Acknowledging Frontier’s report results on the cost of traffic induced by OTTs, Axon analyses the socioeconomic impact of OTTs paying European network operators for delivering their traffic to end customers in three alternative scenarios: annual payments of €10 bn., €20 bn. and €30 bn. The impact of accelerated network expansion on the back of OTTs payments in the amount of €20 bn would have a multiplier effect on the European economy, boosting economic output -GDP- in just four years’ time by up to €72 bn. and creating 840,000 new jobs. This faster deployment of networks will also speed up traffic migration to more energy efficient 5G and fibre networks, enabling a reduction of 28% of energy consumption and of 94% of the carbon footprint for the sector in 2025.

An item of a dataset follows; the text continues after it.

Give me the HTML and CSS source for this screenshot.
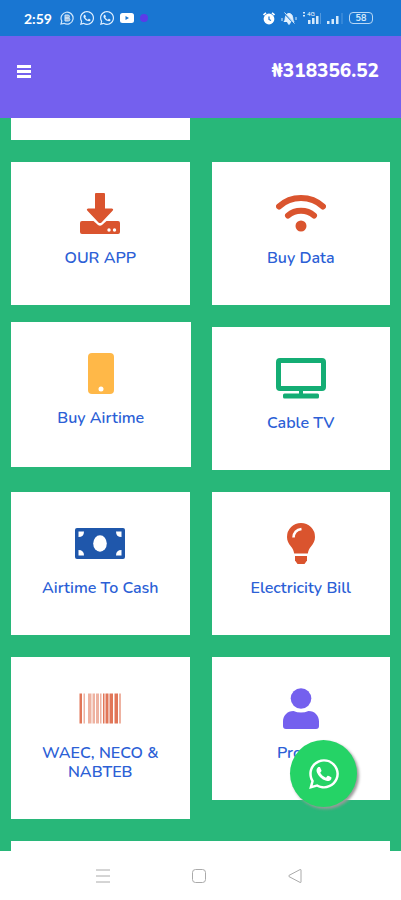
FILE: index.html
```html
<!DOCTYPE html>
<html lang="en">
<head>
    <meta charset="UTF-8">
    <meta name="viewport" content="width=device-width, initial-scale=1.0">
    <title>Dashboard</title>
    <link rel="stylesheet" href="styles.css">
</head>
<body>
    <svg class="defs" aria-hidden="true">
        <symbol id="whatsapp" viewBox="0 0 448 512">
            <path d="M380.9 97.1C339 55.1 283.2 32 223.9 32c-122.4 0-222 99.6-222 222 0 39.1 10.2 77.3 29.6 111L0 480l117.7-30.9c32.4 17.7 68.9 27 106.1 27h.1c122.3 0 224.1-99.6 224.1-222 0-59.3-25.2-115-67.1-157zm-157 341.6c-33.2 0-65.7-8.9-94-25.7l-6.7-4-69.8 18.3L72 359.2l-4.4-7c-18.5-29.4-28.2-63.3-28.2-98.2 0-101.7 82.8-184.5 184.6-184.5 49.3 0 95.6 19.2 130.4 54.1 34.8 34.9 56.2 81.2 56.1 130.5 0 101.8-84.9 184.6-186.6 184.6zm101.2-138.2c-5.5-2.8-32.8-16.2-37.9-18-5.1-1.9-8.8-2.8-12.5 2.8-3.7 5.6-14.3 18-17.6 21.8-3.2 3.7-6.5 4.2-12 1.4-32.6-16.3-54-29.1-75.5-66-5.7-9.8 5.7-9.1 16.3-30.3 1.8-3.7.9-6.9-.5-9.7-1.4-2.8-12.5-30.1-17.1-41.2-4.5-10.8-9.1-9.3-12.5-9.5-3.2-.2-6.9-.2-10.6-.2-3.7 0-9.7 1.4-14.8 6.9-5.1 5.6-19.4 19-19.4 46.3 0 27.3 19.9 53.7 22.6 57.4 2.8 3.7 39.1 59.7 94.8 83.8 35.2 15.2 49 16.5 66.6 13.9 10.7-1.6 32.8-13.4 37.4-26.4 4.6-13 4.6-24.1 3.2-26.4-1.3-2.5-5-3.9-10.5-6.6z"/>
        </symbol>
    </svg>

    <div class="statusbar">
        <div class="status-left">
            <span class="clock">2:59</span>
            <svg width="14" height="14" viewBox="0 0 14 14">
                <path d="M1 13l.8-3A6 6 0 1 1 4 12.3z" fill="none" stroke="#cfe6fb" stroke-width="1.2"/>
                <path d="M5 4h3a1.4 1.4 0 0 1 0 3H5zM5 7h3.400a1.500 1.500 0 0 1 0 3H5z" fill="#9fb9d6" stroke="#cfe6fb"/>
            </svg>
            <svg width="14" height="16" fill="#e2f1ff"><use href="#whatsapp"/></svg>
            <svg width="14" height="16" fill="#e2f1ff"><use href="#whatsapp"/></svg>
            <svg width="14" height="10" viewBox="0 0 14 10">
                <rect width="14" height="10" rx="2.500" fill="#fff"/>
                <path d="M5.500 3v4l3.500-2z" fill="#1976d2"/>
            </svg>
            <span class="dot"></span>
        </div>
        <div class="status-right">
            <svg width="12" height="13" viewBox="0 0 12 13">
                <path d="M.5 3L3 .8M11.500 3L9 .8" stroke="#fff" stroke-width="1.6"/>
                <circle cx="6" cy="7" r="5.400" fill="#fff"/>
                <path d="M6 4.500V7.500l2 1" fill="none" stroke="#1976d2" stroke-width="1.200"/>
            </svg>
            <svg width="16" height="13" viewBox="0 0 16 13">
                <path d="M3 9.500c1.500-1 1-3.500 1.500-5C5 2.500 6.500 1.500 8 1.500s3 1 3.500 3c.5 1.500 0 4 1.500 5zM6.500 10.500h3L8 12.500z" fill="#e2f1ff" stroke="#e2f1ff"/>
                <path d="M3 1l10.500 11" stroke="#1976d2" stroke-width="1.200"/>
                <path d="M1 6v3M15 5v3M3.500.5l10 11" stroke="#d5e9fb"/>
            </svg>
            <span class="network">
                <small>4G</small>
                <svg width="18" height="12" viewBox="0 0 18 12" fill="#d5e9fb">
                    <path d="M0 0h2v1.500H0zM0 3h2v1.500H0zM5 8h2.500v4H5zM9 6h2.500v6H9zM13 4h2.500v8H13z"/>
                    <path d="M17 1h1v11h-1z" opacity=".3"/>
                </svg>
            </span>
            <svg width="16" height="12" viewBox="0 0 16 12" fill="#d5e9fb">
                <path d="M0 9h2.500v3H0zM4.500 7H7v5H4.500zM9 4h2.500v8H9z"/>
                <path d="M14.500 1h1v11h-1z" opacity=".3"/>
            </svg>
            <span class="battery">58</span>
        </div>
    </div>

    <header class="topbar">
        <button class="menu" aria-label="Menu"><span></span><span></span><span></span></button>
        <span class="balance">₦318356.52</span>
    </header>

    <main class="content">
        <div class="grid">
            <div class="card card-scrolled"></div>

            <a href="#" class="card first">
                <svg class="icon orange" viewBox="0 0 50 42">
                    <path d="M21 0h8a1 1 0 0 1 1 1v14.500h7q2 .5.800 2L26.500 29.500q-1.500 1.200-3 0L12.200 17.500q-1.200-1.500.8-2h7V1a1 1 0 0 1 1-1z"/>
                    <path d="M7 28h11.500l4.500 4q2 1.600 4 0l4.500-4H43q2 0 2 2v9q0 2-2 2H7q-2 0-2-2v-9q0-2 2-2z"/>
                    <circle cx="34" cy="37" r="1.700" fill="#fff"/>
                    <circle cx="39.500" cy="37" r="1.700" fill="#fff"/>
                </svg>
                <span>OUR APP</span>
            </a>
            <a href="#" class="card">
                <svg class="icon orange-line" viewBox="0 0 50 42">
                    <path d="M3 13.500Q12 5 25 5t22 8.500M12 22.500q5.500-4.700 13-4.700T38 22.500"/>
                    <circle cx="25" cy="33" r="2.500"/>
                </svg>
                <span>Buy Data</span>
            </a>
            <a href="#" class="card raised">
                <svg class="icon amber" viewBox="0 0 50 42">
                    <rect x="12" width="26" height="41" rx="4"/>
                    <circle cx="25" cy="36" r="2.500" fill="#fff"/>
                </svg>
                <span>Buy Airtime</span>
            </a>
            <a href="#" class="card">
                <svg class="icon green" viewBox="0 0 50 42">
                    <path fill-rule="evenodd" d="M4 0h42q4 0 4 4v25q0 4-4 4H4q-4 0-4-4V4q0-4 4-4zm1 5v23h40V5z"/>
                    <path d="M23 32h4v4h-4z"/>
                    <rect x="7" y="35.500" width="36" height="5" rx="1.500"/>
                </svg>
                <span>Cable TV</span>
            </a>
            <a href="#" class="card">
                <svg class="icon navy" viewBox="0 0 50 42">
                    <rect y="5" width="50" height="31" rx="2"/>
                    <g fill="#fff">
                        <ellipse cx="25" cy="20.500" rx="6.800" ry="8.200"/>
                        <path d="M3.500 8.500H9q0 5.500-5.500 5.500zM46.500 8.500H41q0 5.500 5.500 5.500zM3.500 32.500H9q0-5.500-5.500-5.500zM46.500 32.500H41q0-5.500 5.500-5.500z"/>
                    </g>
                </svg>
                <span>Airtime To Cash</span>
            </a>
            <a href="#" class="card">
                <svg class="icon orange" viewBox="0 0 50 42">
                    <path d="M25 0a14 14 0 0 1 14 14c0 4-1.600 6.600-3.800 9.200-2 2.400-3 4.800-3.400 7.300H18.200c-.4-2.500-1.400-4.900-3.400-7.300C12.600 20.600 11 18 11 14A14 14 0 0 1 25 0z"/>
                    <path d="M19 33h12v4.500L28.500 41h-7L19 37.500z"/>
                    <path d="M17.500 14.500q.5-7.500 8-8.500" fill="none" stroke="#fff" stroke-width="2.600"/>
                </svg>
                <span>Electricity Bill</span>
            </a>
            <a href="#" class="card">
                <svg class="icon orange" viewBox="0 0 50 42">
                    <path d="M4.500 5.500h2.500v30H4.500zM28 5.500h1.500v30H28zM30.500 5.500h3v30h-3zM34.500 5.500h3.500v30h-3.500zM39.500 5.500h3.500v30h-3.500z" opacity=".8"/>
                    <path d="M8.500 5.500h1.500v30H8.500zM13 5.500h3.500v30H13zM17.500 5.500h2.500v30h-2.500zM21 5.500h3v30h-3zM25 5.500h1.500v30H25zM44 5.500h2v30h-2z" opacity=".45"/>
                </svg>
                <span>WAEC, NECO &amp; NABTEB</span>
            </a>
            <a href="#" class="card">
                <svg class="icon violet" viewBox="0 0 50 42">
                    <circle cx="25" cy="10.500" r="10.300"/>
                    <path d="M17.500 23q7.500 3 15 0C39 23 43 28 43 33.500V38q0 3-3 3H10q-3 0-3-3v-4.500C7 28 11 23 17.500 23z"/>
                </svg>
                <span>Profile</span>
            </a>
            <div class="card wide"></div>
        </div>
    </main>

    <nav class="navbar">
        <button aria-label="Recent apps">
            <svg width="16" height="16" viewBox="0 0 16 16"><path d="M1 2h14M1 8h14M1 14h14"/></svg>
        </button>
        <button aria-label="Home">
            <svg width="16" height="16" viewBox="0 0 16 16"><rect x="1.500" y="1.500" width="13" height="13" rx="3"/></svg>
        </button>
        <button aria-label="Back">
            <svg width="16" height="16" viewBox="0 0 16 16"><path d="M14 2v12q0 .8-1 .4L2 8.600q-.8-.6 0-1.200L13 1.600q1-.4 1 .4z"/></svg>
        </button>
    </nav>

    <a href="#" class="float" aria-label="WhatsApp">
        <svg width="30" height="34" fill="#fff"><use href="#whatsapp"/></svg>
    </a>
</body>
</html>
```
FILE: styles.css
```css
* {
    box-sizing: border-box;
}

body {
    margin: 0;
    height: 100vh;
    display: flex;
    flex-direction: column;
    position: relative;
    background: #28b779;
    font-family: Nunito, "Open Sans", sans-serif;
}

.defs {
    display: none;
}

button {
    padding: 0;
    border: none;
    background: none;
}

/* Phone status bar */
.statusbar {
    display: flex;
    justify-content: space-between;
    align-items: center;
    height: 36px;
    padding: 0 28px 0 24px;
    background: #1976d2;
    color: #fff;
}

.status-left,
.status-right {
    display: flex;
    align-items: center;
    gap: 6px;
}

.clock {
    margin-right: 2px;
    font-family: Lato, sans-serif;
    font-size: 14px;
    font-weight: bold;
}

.dot {
    width: 8px;
    height: 8px;
    border-radius: 50%;
    background: #5b3be8;
}

.network {
    position: relative;
    display: flex;
}

.network small {
    position: absolute;
    top: -2px;
    left: 4px;
    font-size: 6px;
    line-height: 8px;
}

.battery {
    width: 24px;
    height: 12px;
    border: 1px solid #b9d8f5;
    border-radius: 4px;
    color: #d5e9fb;
    font-size: 9px;
    font-weight: 700;
    line-height: 10px;
    text-align: center;
}

/* Header */
.topbar {
    display: flex;
    justify-content: space-between;
    align-items: flex-start;
    height: 82px;
    padding: 22px 22px 0 17px;
    background: #7460ee;
}

.menu {
    display: flex;
    flex-direction: column;
    gap: 2px;
    padding-top: 7px;
}

.menu span {
    width: 14px;
    height: 3px;
    background: #fff;
}

.balance {
    color: #fff;
    font-size: 19px;
    font-weight: 800;
    line-height: 26px;
}

/* Service cards */
.content {
    flex: 1;
    min-height: 0;
    overflow: hidden;
}

.grid {
    display: grid;
    grid-template-columns: 1fr 1fr;
    gap: 22px;
    align-items: start;
    padding: 0 11px;
}

.card {
    display: flex;
    flex-direction: column;
    align-items: center;
    gap: 14px;
    padding: 31px 24px 37px;
    background: #fff;
    color: #2c5fd6;
    font-size: 16px;
    font-weight: 600;
    line-height: 19px;
    text-align: center;
    text-decoration: none;
}

.card-scrolled {
    height: 22px;
    padding: 0;
}

.first {
    grid-column: 1;
}

.raised {
    margin: -5px -1px 0 0;
    padding-bottom: 39px;
}

.wide {
    grid-column: 1 / 3;
    height: 143px;
}

.icon {
    width: 50px;
    height: 42px;
}

.orange {
    fill: #da542e;
}

.orange-line {
    fill: #da542e;
    stroke: #da542e;
    stroke-width: 6;
    stroke-linecap: round;
}

.orange-line path {
    fill: none;
}

.amber {
    fill: #ffb848;
}

.green {
    fill: #14ad74;
}

.navy {
    fill: #1f57ab;
}

.violet {
    fill: #7460ee;
}

.float {
    position: absolute;
    right: 44px;
    bottom: 93px;
    display: flex;
    align-items: center;
    justify-content: center;
    width: 67px;
    height: 67px;
    border-radius: 50%;
    background: #25d366;
    box-shadow: 2px 2px 3px #999;
}

/* Phone navigation bar */
.navbar {
    display: flex;
    justify-content: center;
    align-items: center;
    gap: 80px;
    height: 49px;
    padding-right: 3px;
    background: #fff;
}

.navbar svg {
    display: block;
    fill: none;
    stroke: #aaa;
}
```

Finding a solution: an obligation to negotiate an agreement

But the relevant question remains how ensure a framework where European telecom operators receive from large OTTs a fair payment for the usage of their networks to deliver the traffic to end customers, in line with the European Commission call for all market players to make a “fair and proportionate contribution” to the cost of infrastructure.

Axon considers different regulatory options, including an indirect compensation mechanism through a special fund or a form of digital taxation. Nevertheless, the consulting firm finds the most fit for purpose solution the imposition of clear obligation for largest OTTs to negotiate the conclusion of a direct agreement with telcos upon request, and to accept to pay a fair and proportionate contribution to network usage costs. Axon also elaborates on the relevant establishment of arbitration mechanisms in case no agreement is reached in negotiations.

It is now time for Europe —the EU Commission, the Parliament and Member States— to start working on the definition and implementation of an European solution, not only ensuring the long-term sustainability and quality of European networks, but also boosting digital economy by fostering the achievement of the twin digital and green transition.

This would be the most serious step to truly make possible the objectives set by the EC itself (Digital Compass 2030) for the digital society that all European citizens and companies need before the end of this decade.